After British occupation of Aden in 1839, the Somali coast became its
source of food. The French established a coal-mining station in 1862 at
the site of Djibouti, and the Italians planted a settlement in Eritrea.
Egypt, which for a time claimed Turkish rights in the area, was succeeded
by Britain. By 1920, a British and an Italian protectorate occupied what
is now Somalia. The British ruled the entire area after 1941, with Italy
returning in 1950 to serve as United Nations trustee for its former
territory.
By 1960, Britain and Italy granted independence to their respective
sectors, enabling the two to join as the Republic of Somalia on July 1,
1960. Somalia broke diplomatic relations with Britain in 1963 when the
British granted the Somali-populated Northern Frontier District of Kenya
to the Republic of Kenya.
On Oct. 15, 1969, President Abdi Rashid Ali Shermarke was assassinated
and the army seized power. Maj. Gen. Mohamed Siad Barre, as president of a
renamed Somali Democratic Republic, leaned heavily toward the USSR. In
1977, Somalia openly backed rebels in the easternmost area of Ethiopia,
the Ogaden Desert, which had been seized by Ethiopia at the turn of the
century. Somalia acknowledged defeat in an eight-month war against the
Ethiopians that year, having lost much of its 32,000-man army and most of
its tanks and planes. President Siad Barre fled the country in late Jan.
1991. His departure left Somalia in the hands of a number of clan-based
guerrilla groups, none of which trusted each other.
Africa's worst drought of the century occurred in 1992, and, coupled
with the devastation of civil war, Somalia was plunged into a severe
famine that killed 300,000. U.S. troops were sent in to protect the
delivery of food in Dec. 1992, and in May 1993 the UN took control of the
relief efforts from the U.S. The warlord Mohamed Farah Aidid ambushed UN
troops and dragged American bodies through the streets, causing an
about-face in U.S. willingness to involve itself in the fate of this
lawless country. The last of the U.S. troops departed in late March,
leaving 19,000 UN troops behind.
Since 1991 Somalia has been engulfed in anarchy. Years of peace
negotiations between the various factions were fruitless, and warlords and
militias ruled over individual swaths of land. In 1991, a breakaway
nation, the Somaliland Republic, proclaimed its independence. Since then
several warlords have set up their own ministates in Puntland and
Jubaland. Although internationally unrecognized, these states have been
peaceful and stable.
In Aug. 2000, a parliament convened in nearby Djibouti and elected
Somalia's first government in nearly a decade. After its first year in
office, the government still controlled only 10% of the country, and in
Aug. 2003, its mandate expired. In Oct. 2002, new talks to establish a
government began; in Aug. 2004 a 275-member transitional parliament was
inaugurated for a five-year term. Parliament selected a national president
in September, Abdullahi Yusuf Ahmed, the president of the breakaway region
of Puntland. The new government, however, spent its first year operating
out of Kenya—Somalia remained too violent and unstable to
enter—eventually settling in the provincial town of Baidoa.

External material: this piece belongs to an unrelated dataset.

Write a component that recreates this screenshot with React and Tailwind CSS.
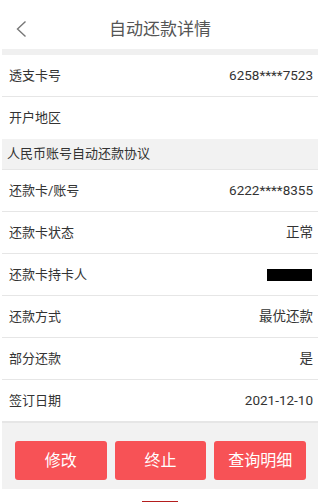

In May 2006, the country's worst outbreak of violence in 10 years
began, with Islamist militias, called the Somali Islamic Courts Council
(SICC), battling rival warlords. On June 6, the Islamist militia seized
control of the capital, Mogadishu, and established control in much of the
south. Somalia's transitional government, led by President Abdullahi Yusuf
and situated in Baidoa, spent months engaged in unsuccessful peace
negotiations with the Islamic Courts Council. In the meantime, neighboring
Ethiopia, which has clashed in the past with Somalia's Islamists and
considers them a threat to regional security, began amassing troops on the
border. In mid-December, Ethiopia launched air strikes against the
Islamists, and in a matter of days Ethiopian ground troops and Somali
soldiers loyal to the transitional government regained control of
Mogadishu. A week later most of the Islamists had been forced to flee the
country. Ethiopia announced that its troops would remain in the country
until stability was assured and a functional central government had been
established, ending Somalia's fifteen years of anarchy. In Jan. 2007, the
U.S. launched airstrikes on the retreating Islamists, who they believed
included three members of al-Qaeda suspected of involvement in the 1998
bombings of the American embassies in Nairobi and Dar es Salaam. The air
strikes were strongly criticized in a number of Muslim countries, which
accused the Americans of killing Somali civilians. Battles between the
insurgents and Somali and Ethiopian troops intensified in March, leaving
300 civilians dead in what has been called the worst fighting in 15 years.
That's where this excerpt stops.